Voters will not normally cast ballots for someone they believe is not concerned about the general welfare.  Although they want politicians to understand their own needs, even more so, they desire liberty and justice for all people.  Voters don’t want privileges at the expense of others, and they don’t want money thrown at them.  Rather, when voters believe that their leaders demonstrate fairness and authenticity, they will come together to accomplish amazing things.

  • The takeaway?  Making collective responsibility toward others our default mode creates unity.  Psalm 86:11 says, “Teach me your way, O Lord, that I may walk in your truth.  Give me an undivided heart to revere your name.”  An undivided heart displays integrity toward others and consistency in thoughts, words, and actions.  The church is called to lead the way in proclaiming that when faithful people rally together for righteous causes, we can and will change the world.

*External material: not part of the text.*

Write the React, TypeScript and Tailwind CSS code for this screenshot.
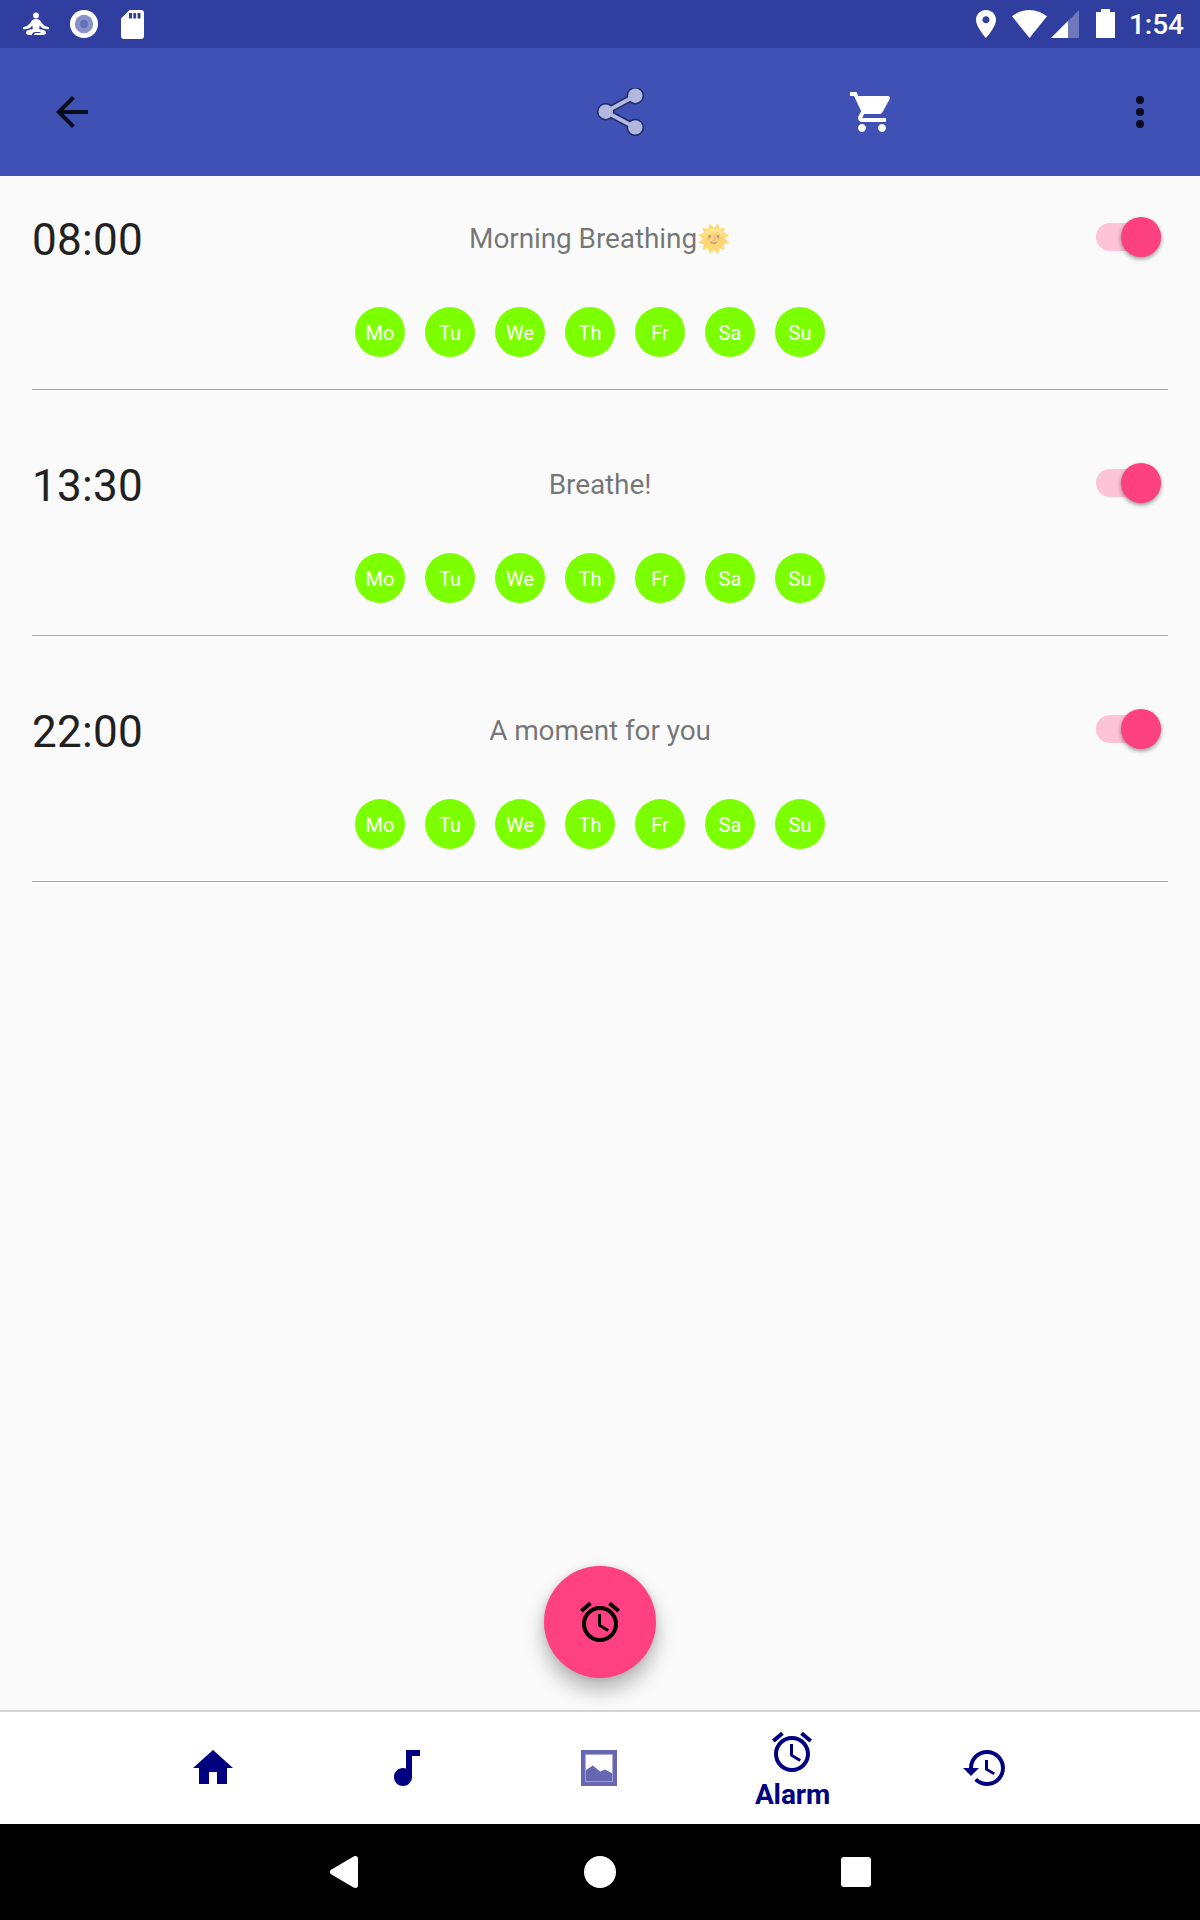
import type { ReactNode } from "react";

const DAYS = ["Mo", "Tu", "We", "Th", "Fr", "Sa", "Su"];

const ALARMS = [
  { time: "08:00", label: "Morning Breathing", emoji: "🌞" },
  { time: "13:30", label: "Breathe!" },
  { time: "22:00", label: "A moment for you" },
];

function Icon({ children, className = "" }: { children: ReactNode; className?: string }) {
  return (
    <svg className={`h-12 w-12 shrink-0 ${className}`} viewBox="0 0 24 24" fill="currentColor">
      {children}
    </svg>
  );
}

function AlarmIcon({ className = "" }: { className?: string }) {
  return (
    <Icon className={className}>
      <path d="M22 5.72l-4.6-3.86-1.29 1.53 4.6 3.86L22 5.72zM7.88 3.39L6.6 1.86 2 5.71l1.29 1.53 4.59-3.85zM12.5 8H11v6l4.75 2.85.75-1.23-4-2.37V8zM12 4c-4.97 0-9 4.03-9 9s4.02 9 9 9c4.97 0 9-4.03 9-9s-4.03-9-9-9zm0 16c-3.87 0-7-3.13-7-7s3.13-7 7-7 7 3.13 7 7-3.13 7-7 7z" />
    </Icon>
  );
}

function StatusBar() {
  return (
    <div className="flex h-12 shrink-0 items-center bg-[#303f9f] pl-[23px] pr-4 text-white">
      {/* Meditation */}
      <svg className="h-6 w-[26px]" viewBox="0 0 26 24" fill="currentColor">
        <circle cx="13" cy="3.5" r="2.9" />
        <path d="M13 7c2.2 0 3.600.8 4.800 2.400 2 2.800 3.600 5.100 8.200 5.600v2.300c-4.400.2-7-1-9.400-3.800L16.200 18H9.800l-.4-4.500C7 16.300 4.400 17.500 0 17.300V15c4.600-.5 6.200-2.800 8.200-5.600C9.400 7.800 10.800 7 13 7z" />
        <path d="M9.800 17.200h6.400c4 .3 6.800 1.200 6.800 3.400 0 1.600-1.200 2.400-3 2.400h-9.300c.2-1.500 1.300-2.100 3.100-2.100h3.600v-.9h-5c-2 0-3.300 1-3.600 3H6c-1.800 0-3-.8-3-2.400 0-2.200 2.800-3.100 6.800-3.400z" />
      </svg>
      {/* Record */}
      <svg className="ml-[21px] h-7 w-7" viewBox="0 0 28 28" fill="none">
        <circle cx="14" cy="14" r="14" fill="#fff" />
        <circle cx="14" cy="14" r="9.200" fill="#8791ca" />
        <circle cx="14" cy="14" r="4.200" fill="#6570b7" />
      </svg>
      {/* SD card */}
      <svg className="ml-[23px] h-[29px] w-[23px]" viewBox="0 0 23 29" fill="currentColor">
        <path fillRule="evenodd" d="M8.500 0H20a3 3 0 0 1 3 3v23a3 3 0 0 1-3 3H3a3 3 0 0 1-3-3V8.500zM8 3v5.500h3V3zM12.300 3v5.500h2.800V3zM16.500 3v5.500h3V3z" />
      </svg>

      <div className="ml-auto flex items-center">
        <svg className="h-7 w-5" viewBox="5 2 14 20" preserveAspectRatio="none" fill="currentColor">
          <path d="M12 2C8.130 2 5 5.130 5 9c0 5.250 7 13 7 13s7-7.750 7-13c0-3.870-3.130-7-7-7zm0 9.500c-1.380 0-2.500-1.120-2.500-2.500s1.120-2.500 2.500-2.500 2.500 1.120 2.500 2.500-1.120 2.500-2.500 2.500z" />
        </svg>
        <svg className="ml-4 h-7 w-[35px]" viewBox="0 0 35 28" fill="currentColor">
          <path d="M0 6.300C5 2.300 11 0 17.500 0S30 2.300 35 6.300L17.500 28z" />
        </svg>
        <svg className="ml-1 h-7 w-7" viewBox="0 0 28 28" fill="currentColor">
          <path opacity=".3" d="M0 28L28 0v28z" />
          <path d="M0 28L17 11v17z" />
        </svg>
        <svg className="ml-[17px] mb-px h-[29px] w-[19px]" viewBox="0 0 19 29" fill="currentColor">
          <path d="M5 0h9v3h5v26H0V3h5z" />
        </svg>
        <span className="ml-[14px] mt-[2px] text-[28px] font-medium leading-8">1:54</span>
      </div>
    </div>
  );
}

function AppBar() {
  return (
    <header className="flex h-32 shrink-0 items-center bg-[#3f51b5] pl-12 pr-9">
      <Icon className="text-[#090c1b]">
        <path d="M20 11H7.830l5.590-5.590L12 4l-8 8 8 8 1.410-1.410L7.830 13H20v-2z" />
      </Icon>
      <svg className="ml-[500px] h-12 w-12 shrink-0" viewBox="0 0 48 48">
        <g stroke="#1f2a66" fill="#1f2a66">
          <path d="M39.300 7.700L9.700 23.700l29.600 15.800" fill="none" strokeWidth="7" />
          <circle cx="39.300" cy="7.700" r="8.300" />
          <circle cx="9.700" cy="23.700" r="8.300" />
          <circle cx="39.300" cy="39.400" r="8.300" />
        </g>
        <g fill="#b2b9e1">
          <path d="M39.300 7.700L9.700 23.700l29.600 15.800" fill="none" stroke="#b2b9e1" strokeWidth="4" />
          <circle cx="39.300" cy="7.700" r="7.200" />
          <circle cx="9.700" cy="23.700" r="7.200" />
          <circle cx="39.300" cy="39.400" r="7.200" />
        </g>
      </svg>
      <Icon className="ml-[204px] text-white">
        <path d="M7 18c-1.100 0-1.990.9-1.990 2S5.900 22 7 22s2-.9 2-2-.9-2-2-2zM1 2v2h2l3.600 7.590-1.350 2.450c-.16.280-.25.610-.25.960 0 1.100.9 2 2 2h12v-2H7.420c-.14 0-.25-.11-.25-.25l.03-.12.9-1.630h7.450c.75 0 1.410-.41 1.750-1.030l3.580-6.490c.08-.14.12-.31.12-.48 0-.55-.45-1-1-1H5.210l-.94-2H1zm16 16c-1.100 0-1.990.9-1.990 2s.89 2 1.990 2 2-.9 2-2-.9-2-2-2z" />
      </Icon>
      <Icon className="ml-auto text-[#090c1b]">
        <circle cx="12" cy="6" r="2" />
        <circle cx="12" cy="12" r="2" />
        <circle cx="12" cy="18" r="2" />
      </Icon>
    </header>
  );
}

function Switch() {
  return (
    <div className="mb-[2px] mr-[7px] flex h-7 w-[65px] items-center justify-end rounded-full bg-[#fdc3d7]">
      <div className="h-10 w-10 shrink-0 rounded-full bg-[#fc4080] shadow-[0_2px_4px_rgba(0,0,0,0.4)]" />
    </div>
  );
}

function AlarmRow({ time, label, emoji }: { time: string; label: string; emoji?: string }) {
  return (
    <div className="mx-8 flex h-[246px] flex-col border-b border-[#a8a8a8]">
      <div className="mt-[66px] grid h-14 grid-cols-[1fr_auto_1fr] items-center">
        <span className="mt-1 text-[44px] leading-[52px] tracking-[0.3px] text-[#212121]">{time}</span>
        <span className="mt-[2px] text-[28px] leading-8 tracking-[-0.1px] text-black/54">
          {label}
          {emoji && <span className="text-[27px] leading-none">{emoji}</span>}
        </span>
        <div className="flex justify-end">
          <Switch />
        </div>
      </div>
      <div className="ml-[323px] mt-[41px] flex gap-5">
        {DAYS.map((day) => (
          <span
            key={day}
            className="flex h-[50px] w-[50px] items-center justify-center rounded-full bg-[#7cff00] pt-[2px] text-[20px] leading-6 text-white"
          >
            {day}
          </span>
        ))}
      </div>
    </div>
  );
}

function NavItem({ children }: { children: ReactNode }) {
  return <div className="flex w-[193px] flex-col items-center justify-center">{children}</div>;
}

function BottomNav() {
  return (
    <nav className="flex h-[114px] shrink-0 justify-center border-t-2 border-[#d4d4d4] bg-white pr-[2px] text-[#000080]">
      <NavItem>
        <Icon>
          <path d="M10 20v-6h4v6h5v-8h3L12 3 2 12h3v8z" />
        </Icon>
      </NavItem>
      <NavItem>
        <Icon>
          <path d="M12 3v9.280c-.47-.17-.97-.28-1.500-.28C8.010 12 6 14.010 6 16.500S8.010 21 10.500 21c2.310 0 4.200-1.750 4.450-4H15V6h4V3h-7z" />
        </Icon>
      </NavItem>
      <NavItem>
        <Icon className="text-[#6666b3]">
          <path fillRule="evenodd" d="M3 3h18v18H3zM5.200 5.200v13.600h13.600V5.200z" />
          <path d="M5.200 13.200L8.900 10.800l3.700 3 2.400-1 3.800 2v4h-13.600z" />
          <path d="M5.200 5.200h13.600v13.600H5.200z" fill="none" stroke="#a3a3d1" strokeWidth=".4" />
        </Icon>
      </NavItem>
      <NavItem>
        <AlarmIcon className="mt-[2px]" />
        <span className="mt-[3px] pl-px text-[28px] font-bold leading-8 tracking-[-0.1px]">Alarm</span>
      </NavItem>
      <NavItem>
        <Icon>
          <path d="M13 3c-4.970 0-9 4.030-9 9H1l3.890 3.890.07.140L9 12H6c0-3.870 3.130-7 7-7s7 3.130 7 7-3.130 7-7 7c-1.930 0-3.680-.79-4.940-2.060l-1.420 1.420C8.270 19.990 10.510 21 13 21c4.970 0 9-4.030 9-9s-4.030-9-9-9zm-1 5v5l4.280 2.540.72-1.210-3.500-2.080V8H12z" />
        </Icon>
      </NavItem>
    </nav>
  );
}

function SystemNav() {
  return (
    <div className="flex h-24 shrink-0 items-center bg-black pl-[330px] text-white">
      <svg className="h-8 w-7" viewBox="0 0 28 32" fill="currentColor">
        <path d="M1.500 13.600L23.600.5C25.800-.6 28 .2 28 2.500v27c0 2.300-2.200 3.100-4.400 2L1.500 18.400c-2-1.200-2-3.600 0-4.800z" />
      </svg>
      <div className="ml-[226px] h-8 w-8 rounded-full bg-white" />
      <div className="ml-[225px] h-[30px] w-[30px] rounded-[3px] bg-white" />
    </div>
  );
}

export default function App() {
  return (
    <div className="flex h-[1920px] w-[1200px] flex-col overflow-hidden bg-[#fafafa] font-[Roboto,sans-serif]">
      <StatusBar />
      <AppBar />
      <main className="relative flex-1">
        <div className="-mt-8">
          {ALARMS.map((alarm) => (
            <AlarmRow key={alarm.time} {...alarm} />
          ))}
        </div>
        {/* Add alarm */}
        <button className="absolute bottom-8 left-1/2 flex h-28 w-28 -translate-x-1/2 items-center justify-center rounded-full bg-[#ff4081] text-black shadow-[0_12px_20px_rgba(0,0,0,0.28),0_0_6px_rgba(0,0,0,0.1)]">
          <AlarmIcon />
        </button>
      </main>
      <BottomNav />
      <SystemNav />
    </div>
  );
}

We may have red states and blue states, but we do not have to have a divided nation.  We may have a Congress consisting of two parties, but we do not have to have divided hearts.  We may have different religious and political beliefs, but we do not have to be divided in our desire to join hands to create a country where 100% of people count.

     I voted, and I have the sticker to prove it.  But it’s the takeaway that ultimately matters.